Born Nathan Birnbaum in New York City in 1896, George Burns began his career in vaudeville at an early age. In 1925 he met Gracie Allen, who became his wife and comedy partner on stage, in radio, film and television. After the classic "Burns and Allen" television series ended in 1957, he began his solo career. In 1975 he won an Oscar for his role in the film "The Sunshine Boys, ' and in 1977 he starred in "Oh, God" with John Denver. Best known for comedic performances, George Burns is also the author of "How to Live to Be 100 or More," "Dear George," "Living It Up," "The Third Time Around," "Dr. Burns' Prescription for Happiness" and "I Love Her, That's Why." He lives in Beverly Hills, California.
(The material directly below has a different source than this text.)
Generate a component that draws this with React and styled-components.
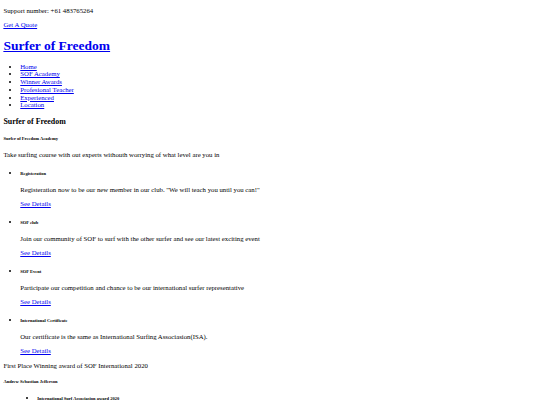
import React from 'react';
import styled, { createGlobalStyle } from 'styled-components';

// the reference is a plain, unstyled page shot at 1280 wide and shrunk to 540,
// so every default size is taken at 0.421875 of the browser's own
const GlobalStyle = createGlobalStyle`
	body {
		margin: 0;
		padding: 0 3.375px;
		font-family: "Liberation Serif", "Times New Roman", serif;
		font-size: 6.75px;
		line-height: 7.76px;
		color: #000;
		background: #fff;
	}
	a {
		color: #0000ee;
	}
`;

const Support = styled.p`
	margin: 6.75px 0;
`;

const Brand = styled.h1`
	font-size: 13.5px;
	line-height: 15.52px;
	margin: 9.05px 0;
`;

const NavList = styled.ul`
	margin: 6.75px 0;
	padding-left: 16.875px;
	list-style: disc;
`;

const SectionTitle = styled.h3`
	font-size: 7.9px;
	line-height: 9.08px;
	margin: 7.9px 0;
`;

const SmallTitle = styled.h6`
	font-size: 4.52px;
	line-height: 5.2px;
	margin: 9.8px 0;
`;

const Text = styled.p`
	margin: 6.75px 0;
`;

const CourseList = styled.ul`
	margin: 6.75px 0;
	padding-left: ${(p) => (p.$deep ? '33.75px' : '16.875px')};
	list-style: disc;
`;

const navItems = ['Home', 'SOF Academy', 'Winner Awards', 'Profesional Teacher', 'Experienced', 'Location'];

const courses = [
	{
		title: 'Registeration',
		text: 'Registeration now to be our new member in our club. "We will teach you until you can!"',
	},
	{
		title: 'SOF club',
		text: 'Join our community of SOF to surf with the other surfer and see our latest exciting event',
	},
	{
		title: 'SOF Event',
		text: 'Participate our competition and chance to be our international surfer representative',
	},
	{
		title: 'International Certificate',
		text: 'Our certificate is the same as International Surfing Associasion(ISA).',
	},
];

export default function App() {
	return (
		<>
			<GlobalStyle />
			<header>
				<Support>Support number: +61 483765264</Support>
				<Support>
					<a href="#quote">Get A Quote</a>
				</Support>
				<Brand>
					<a href="#home">Surfer of Freedom</a>
				</Brand>
				<nav>
					<NavList>
						{navItems.map((item) => (
							<li key={item}>
								<a href={'#' + item.toLowerCase().replace(/ /g, '-')}>{item}</a>
							</li>
						))}
					</NavList>
				</nav>
			</header>
			<main>
				<SectionTitle>Surfer of Freedom</SectionTitle>
				<SmallTitle>Surfer of Freedom Academy</SmallTitle>
				<Text>Take surfing course with out experts withouth worrying of what level are you in</Text>
				<CourseList>
					{courses.map((c) => (
						<li key={c.title}>
							<SmallTitle>{c.title}</SmallTitle>
							<Text>{c.text}</Text>
							<Text>
								<a href="#details">See Details</a>
							</Text>
						</li>
					))}
				</CourseList>
				<Text>First Place Winning award of SOF International 2020</Text>
				<SmallTitle>Andrew Sebastian Jefferson</SmallTitle>
				<CourseList $deep>
					<li>
						<SmallTitle>International Surf Associasion award 2020</SmallTitle>
					</li>
				</CourseList>
			</main>
		</>
	);
}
Hal Goldman 1920 - 2001 Hal Goldman was born in 1920 and is best known for his work as a comedy writer for Jack Benny and George Burns. Goldman started out writing radio scripts for Eddie Cantor, but then went on to write for Jack Benny's t.v. and radio shows. He worked with Carol Burnett and Dean Martin and helped George Burns write the screenplay for "Oh, God! Book II." In 1958 and 1959, Goldman won Emmy's for best comedy series for his contribution to the Jack Benny Show. In 1966, he won the Emmy again for a Carol Channing special. Hal Goldman died on June 27, 2001, at the age of 81.